The overall emotional tone or feeling-level of masses of people, through their body connections with the environment, brings about the exterior physical conditions that initiate such an onslaught of natural energy. (Seth describes feeling-tones in the 613th session in Chapter One.) According to the mass emotional conditions, various excesses are built up physically; these are then thrown off into the atmosphere in different form. The ghost chemicals mentioned earlier (in the last session) play a part here, and the electromagnetic properties of emotions. A rock in a stream will divide the water so that it must flow around the impediment. Your emotions are quite as real as rocks. Your collective feelings affect the flow of energy and their force — in terms of natural phenomena — can be seen quite clearly in a thunderstorm, which is the exteriorized local materialization of the inner emotional state of the people experiencing the storm.

[... 3 paragraphs ...]

Locally, there were some general beliefs held: The Elmira region was economically depressed and considered to be in a backwash area of the state of New York, yet the condition was not bad enough for crisis aid. Industry had been moving away. People were out of work; the old routines of livelihood had been uprooted. There was no inspiring local leadership, and a variety of different kinds of individuals felt ill at ease, depressed and forced to the wall.

[... 1 paragraph ...]

The rich and well-to-do felt threatened, for they had changed the status quo by their insistence upon modernity and progress, thus releasing the energy of the needy. There was movement of the middle class from the city proper into the suburbs, with a change in the tax balance, and the city merchants began to suffer. The locality had no great sense of unity as a region, or overall pride in itself as a cultural or natural identity.

[... 5 paragraphs ...]

Locally you had a depressed region not yet in the kind of crisis situation that would draw great federal funds, and highly unstable social and economic conditions coupled with a sense of hopelessness.

[... 3 paragraphs ...]

Some time earlier, local religious organizations had made plans for a mass revival. Followers of a popular religious group were signed up and some considerable publicity given for the event. Again, this was not accidental.
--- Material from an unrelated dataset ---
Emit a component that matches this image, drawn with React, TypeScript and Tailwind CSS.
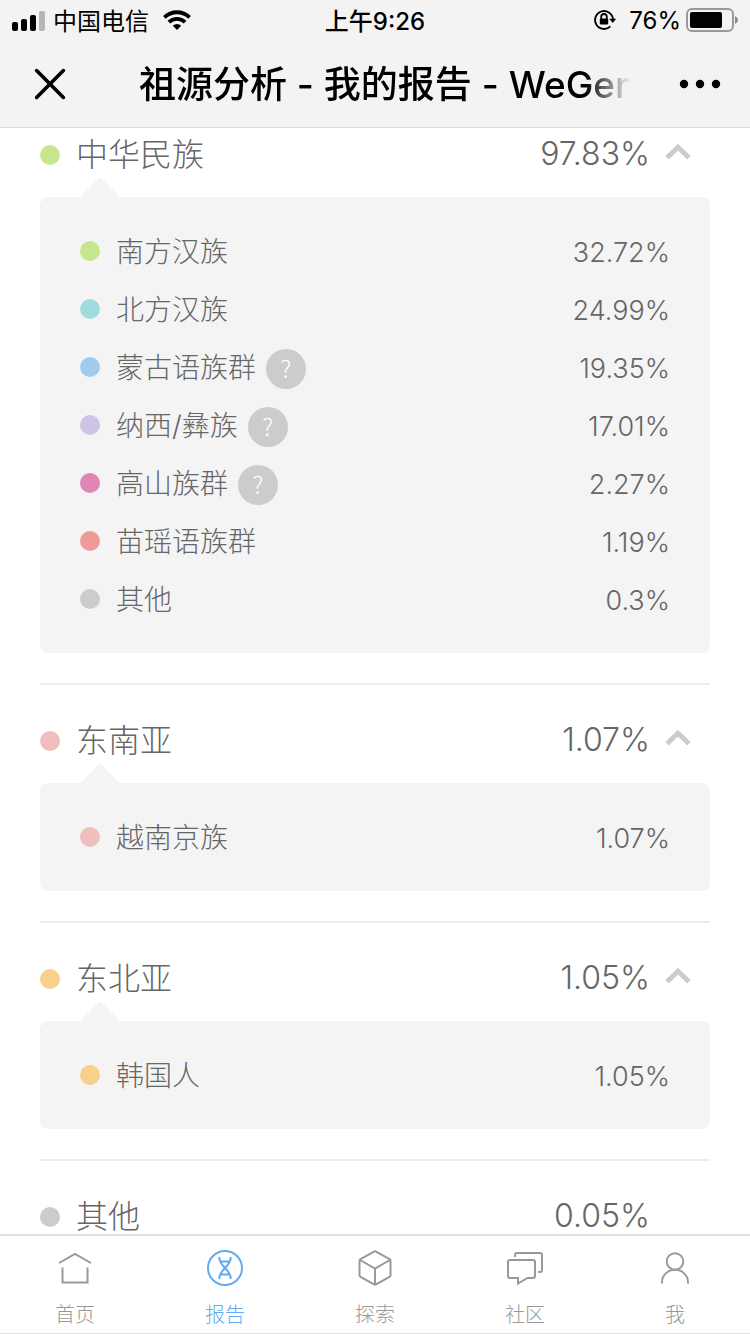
import React, { useState } from 'react';

interface Population {
    name: string;
    percent: string;
    dot: string;
    hint?: boolean;
}

interface Region {
    name: string;
    percent: string;
    dot: string;
    items: Population[];
}

const regions: Region[] = [
    {
        name: '中华民族',
        percent: '97.83%',
        dot: 'bg-[#c7e78f]',
        items: [
            { name: '南方汉族', percent: '32.72%', dot: 'bg-[#c7e78f]' },
            { name: '北方汉族', percent: '24.99%', dot: 'bg-[#a0dcdd]' },
            { name: '蒙古语族群', percent: '19.35%', dot: 'bg-[#9fcbef]', hint: true },
            { name: '纳西/彝族', percent: '17.01%', dot: 'bg-[#cfc4e8]', hint: true },
            { name: '高山族群', percent: '2.27%', dot: 'bg-[#e086b5]', hint: true },
            { name: '苗瑶语族群', percent: '1.19%', dot: 'bg-[#f09a98]' },
            { name: '其他', percent: '0.3%', dot: 'bg-[#cccccc]' },
        ],
    },
    {
        name: '东南亚',
        percent: '1.07%',
        dot: 'bg-[#f0bfbd]',
        items: [{ name: '越南京族', percent: '1.07%', dot: 'bg-[#f0bfbd]' }],
    },
    {
        name: '东北亚',
        percent: '1.05%',
        dot: 'bg-[#f8cf8b]',
        items: [{ name: '韩国人', percent: '1.05%', dot: 'bg-[#f8cf8b]' }],
    },
    { name: '其他', percent: '0.05%', dot: 'bg-[#cccccc]', items: [] },
];

const StatusBar: React.FC = () => (
    <div className="flex h-10 items-center justify-between px-3 pt-0.5 text-2xl">
        <div className="flex flex-1 items-center">
            <svg width="33" height="20" viewBox="0 0 33 20" className="mr-2" aria-hidden="true">
                <rect x="0" y="11" width="6" height="9" rx="2" />
                <rect x="9" y="8" width="6" height="12" rx="2" />
                <rect x="18" y="4" width="6" height="16" rx="2" />
                <rect x="27" y="0" width="6" height="20" rx="2" fill="#b4b6b6" />
            </svg>
            <span className="pt-0.5">中国电信</span>
            <svg width="28" height="20" viewBox="0 0 28 20" className="mb-0.5 ml-3.5" aria-hidden="true">
                <g fill="none" stroke="#000" strokeWidth="3.8">
                    <path d="M1.4 7.4a18 18 0 0 1 25.2 0" />
                    <path d="M5.9 12.2a11.5 11.5 0 0 1 16.2 0" />
                </g>
                <path d="M14 20l-4.200-4.200a6 6 0 0 1 8.400 0z" />
            </svg>
        </div>
        <span className="pt-0.5 font-medium">上午9:26</span>
        <div className="flex flex-1 items-center justify-end">
            <svg width="24" height="22" viewBox="0 0 24 22" className="mb-0.5 mr-3" fill="none" stroke="#000" strokeWidth="1.8" aria-hidden="true">
                <path d="M17.400 17.400a9 9 0 1 1 2.600-7.400" />
                <path d="M16.200 9.800h7l-3.500 4.200z" fill="#000" stroke="none" />
                <path d="M8.200 10V7.800a2.800 2.800 0 0 1 5.600 0V10" />
                <rect x="6.800" y="9.600" width="8.400" height="6" rx="1" fill="#000" stroke="none" />
            </svg>
            <span>76%</span>
            <svg width="53" height="24" viewBox="0 0 53 24" className="mb-0.5 ml-1" aria-hidden="true">
                <rect x="2" y="1" width="46" height="22" rx="5" fill="none" stroke="#999" strokeWidth="2" />
                <rect x="5" y="4" width="32" height="16" rx="2" />
                <path d="M50 8v8q3-1.500 3-4t-3-4z" fill="#888" />
            </svg>
        </div>
    </div>
);

const TitleBar: React.FC = () => (
    <div className="flex h-[87px] items-center pl-[34px] pr-7">
        <button type="button" aria-label="关闭">
            <svg width="32" height="32" viewBox="0 0 32 32" fill="none" stroke="#000" strokeWidth="3.6" strokeLinecap="round">
                <path d="M2.600 2.600l26.800 26.800M29.400 2.600L2.600 29.400" />
            </svg>
        </button>
        <h1 className="ml-[73px] mr-8 flex-1 whitespace-nowrap pt-0.5 text-[37px] font-medium [mask-image:linear-gradient(to_right,#000_88%,transparent_97%)]">
            祖源分析 - 我的报告 - WeGen
        </h1>
        <button type="button" aria-label="更多">
            <svg width="44" height="10" viewBox="0 0 44 10">
                <circle cx="6" cy="5" r="4.2" />
                <circle cx="22" cy="5" r="4.2" />
                <circle cx="38" cy="5" r="4.2" />
            </svg>
        </button>
    </div>
);

const PopulationRow: React.FC<{ item: Population }> = ({ item }) => (
    <li className="flex h-[58px] items-center">
        <span className={`size-5 rounded-full ${item.dot}`} />
        <span className="ml-4 pt-0.5 text-[28px]">{item.name}</span>
        {item.hint && (
            <button
                type="button"
                aria-label={`${item.name}说明`}
                className="ml-2.5 mt-1 size-10 rounded-full bg-[#cccccc] pb-0.5 font-['Noto_Sans_CJK_SC',sans-serif] text-2xl leading-none text-white"
            >
                ?
            </button>
        )}
        <span className="ml-auto pt-0.5 text-[27px]">{item.percent}</span>
    </li>
);

const RegionSection: React.FC<{ region: Region }> = ({ region }) => {
    const [open, setOpen] = useState(true);
    const expandable = region.items.length > 0;

    return (
        <section className="border-b-2 border-[#ececec] pt-8 first:pt-[3px] last:border-b-0">
            <div className="flex h-12 items-center pr-[18px]">
                <span className={`size-5 rounded-full ${region.dot}`} />
                <h2 className="ml-4 text-[32px]">{region.name}</h2>
                <span className="ml-auto pb-0.5 text-[32px]">{region.percent}</span>
                <div className="ml-3.5 w-7 pb-1">
                    {expandable && (
                        <button type="button" aria-label={region.name} aria-expanded={open} onClick={() => setOpen(!open)} className="block">
                            <svg width="28" height="20" viewBox="0 0 28 20" fill="none" stroke="#cccccc" strokeWidth="4.8" className={open ? '' : 'rotate-180'}>
                                <path d="M3 14.800L14 4.200l11 10.600" />
                            </svg>
                        </button>
                    )}
                </div>
            </div>
            <div className="h-[18px]" />
            {expandable && open && (
                <div className="relative mb-[30px] rounded-lg bg-[#f4f4f4] px-10 py-[25px]">
                    <svg width="40" height="20" viewBox="0 0 40 20" className="absolute -top-5 left-10" fill="#f4f4f4" aria-hidden="true">
                        <path d="M0 20L20 0l20 20z" />
                    </svg>
                    <ul>
                        {region.items.map((item) => (
                            <PopulationRow key={item.name} item={item} />
                        ))}
                    </ul>
                </div>
            )}
        </section>
    );
};

const tabs = [
    {
        label: '首页',
        icon: <path d="M2 14L18 5l16 9M5.500 18.500v15h25v-15" />,
    },
    {
        label: '报告',
        icon: (
            <>
                <circle cx="18" cy="19" r="17" />
                <path d="M12.200 8C12.200 18 23.800 20 23.800 30M23.800 8C23.800 18 12.200 20 12.200 30M13 12.500h10M13 25.500h10" />
            </>
        ),
    },
    {
        label: '探索',
        icon: <path d="M17 2.600q1-.6 2 0l13.500 7.600q1 .6 1 1.700v14.200q0 1.100-1 1.700L19 35.400q-1 .6-2 0L3.500 27.800q-1-.6-1-1.700V11.900q0-1.100 1-1.700zM3 11l15 8.500L33 11M18 19.500V35.500" />,
    },
    {
        label: '社区',
        icon: <path d="M8 8V6q0-2 2-2h23q2 0 2 2v15q0 2-2 2h-2M3 11h23q2 0 2 2v14q0 2-2 2h-5.500L11 34.500V29H3q-2 0-2-2V13q0-2 2-2z" />,
    },
    {
        label: '我',
        icon: (
            <>
                <circle cx="18" cy="12.500" r="8.300" />
                <path d="M5 34.500V33a13 12.200 0 0 1 26 0v1.500" />
            </>
        ),
    },
];

const TabBar: React.FC = () => (
    <nav className="flex h-[100px] shrink-0 border-b border-t-2 border-[#e1e1e1] bg-white">
        {tabs.map((tab) => (
            <a
                key={tab.label}
                href="#"
                className={`flex flex-1 flex-col items-center pt-[13px] text-xl font-light ${tab.label === '报告' ? 'text-[#62abf0]' : 'text-[#999999]'}`}
            >
                <svg width="36" height="38" viewBox="0 0 36 38" className="mb-3.5 overflow-visible" fill="none" stroke="currentColor" strokeWidth="2" aria-hidden="true">
                    {tab.icon}
                </svg>
                {tab.label}
            </a>
        ))}
    </nav>
);

const App: React.FC = () => {
    return (
        <div className="flex h-screen flex-col bg-white font-['Inter','Noto_Sans_CJK_SC',sans-serif] leading-none text-black">
            <header className="shrink-0 border-b border-[#d8d8d8] bg-[#f3f3f3]">
                <StatusBar />
                <TitleBar />
            </header>
            <main className="min-h-0 flex-1 overflow-y-auto px-10 font-light text-[#666666] [scrollbar-width:none]">
                {regions.map((region, index) => (
                    <RegionSection key={index} region={region} />
                ))}
            </main>
            <TabBar />
        </div>
    );
};

export default App;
It was an attempt on the part of fundamental denominations to solve the problems at another level, through an influx of religious identification, conversion, and enthusiasm.

[... 18 paragraphs ...]

(Before I typed this material from my notes, Jane and I discussed whether we should supplement Seth’s rather generalized local data with specific names, dates, and events involving Elmira and Chemung County; this information would cover periods of at least several months before and after the flood of June 23, 1972. We decided it wasn’t necessary — Seth has already made his points sufficiently for this book.